May 25, 2014

3 Pricing Strategies for Sellers of Real Estate

In Real Estate Sellers often price their property following one of these strategies. Depending on market condition and factors governing a transaction they may or may not be successful.

1. Premium Pricing

Also called "Above Market Pricing" this is the most popular choice for Sellers. Seller decides on a price above 150% recent transacted price based on recent transaction.
There could be several reasons for this from Seller apart from basic human nature of greed factors like emotional attachment, Seller bias, to avoid Seller remorse etc., Pricing too high puts the seller at risk of becoming a stale property on the market.

2. Market Price
When a Seller prices his property at around 110% of recent transacted price it is tuned to Sell.
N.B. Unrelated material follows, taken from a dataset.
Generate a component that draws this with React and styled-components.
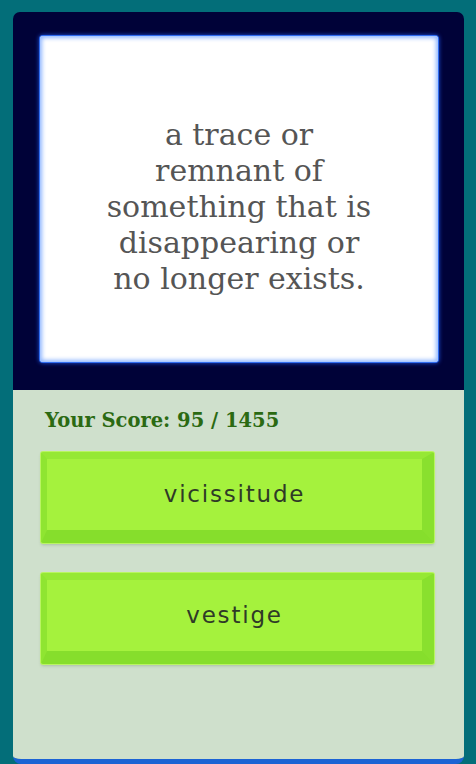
import styled, { createGlobalStyle } from "styled-components";

const GlobalStyle = createGlobalStyle`
  html, body {
    margin: 0;
    padding: 0;
    background: #036e79;
  }
`;

const Screen = styled.div`
  min-height: 764px;
  padding: 12px 12px 0 13px;
  box-sizing: border-box;
`;

const Frame = styled.div`
  display: flex;
  flex-direction: column;
  border-radius: 7px 7px 8px 8px;
  overflow: hidden;
  border-bottom: 5px solid #1b63d4;
`;

const Stage = styled.div`
  background: #000238;
  padding: 24px 26px 28px 27px;
`;

const Card = styled.div`
  height: 326px;
  display: flex;
  align-items: center;
  justify-content: center;
  background: #ffffff;
  border-radius: 3px;
  box-shadow: 0 0 0 1px #2f6cf0, inset 0 0 4px 2px #8fb6ff, 0 0 4px 1px #1d4fd8;
  padding: 16px 30px 0;
  box-sizing: border-box;
`;

const Definition = styled.p`
  margin: 0;
  max-width: 274px;
  text-align: center;
  font-family: "DejaVu Serif", "Liberation Serif", serif;
  font-size: 30px;
  line-height: 36px;
  color: #555555;
`;

const Board = styled.div`
  background: #cfe0cc;
  height: 369px;
  padding: 19px 28px 0 28px;
  box-sizing: border-box;
`;

const Score = styled.h2`
  margin: 0 0 18px 4px;
  font-family: "DejaVu Serif", "Liberation Serif", serif;
  font-weight: bold;
  font-size: 19.5px;
  color: #2b6a12;
`;

const Choices = styled.div`
  display: flex;
  flex-direction: column;
  gap: 28px;
`;

const Choice = styled.button`
  display: flex;
  align-items: center;
  justify-content: center;
  width: 393px;
  height: 91px;
  margin: 2px 0 0;
  padding: 0 0 2px;
  box-sizing: border-box;
  background: #a5f23d;
  border-style: solid;
  border-width: 7px 12px 13px 6px;
  border-color: #96e835 #89e02e #86de2c #8fe531;
  border-radius: 2px;
  box-shadow: 0 0 0 1px #b9f562, 0 2px 3px rgba(60, 90, 50, 0.25);
  font-family: "DejaVu Sans", sans-serif;
  font-size: 23px;
  letter-spacing: 1.8px;
  color: #2f3a27;
  cursor: pointer;
`;

const words = ["vicissitude", "vestige"];

function App() {
  return (
    <Screen>
      <GlobalStyle />
      <Frame>
        <Stage>
          <Card>
            <Definition>
              a trace or remnant of something that is disappearing or no longer
              exists.
            </Definition>
          </Card>
        </Stage>
        <Board>
          <Score>Your Score: 95 / 1455</Score>
          <Choices>
            {words.map((w) => (
              <Choice key={w}>{w}</Choice>
            ))}
          </Choices>
        </Board>
      </Frame>
    </Screen>
  );
}

export default App;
Most of the Agents prefer this mode of pricing slightly above the market giving sufficient room for negotiation.

3. Below Market Pricing
Some Sellers due to their circumstances resort to pricing their property below the recently traded price. This could be a distress sale. Typically Price would be 75% or below the market price.
While each of these strategies are defended by those following them, an experienced Real Estate Agent can guide the Seller on Comps or Comparable Market Prices for the specific location and suggest best pricing strategy based on market condition and Sellers' need. In Real Estate 'the first price is the best price'. So it is advisable for Sellers to take help from the market intermediary - Broker to finalize the best pricing strategy.

An Agent would take into consideration market value of the property and market condition before finalizing best price for the property as it is important for the property to generate peak interest in the first week into the market.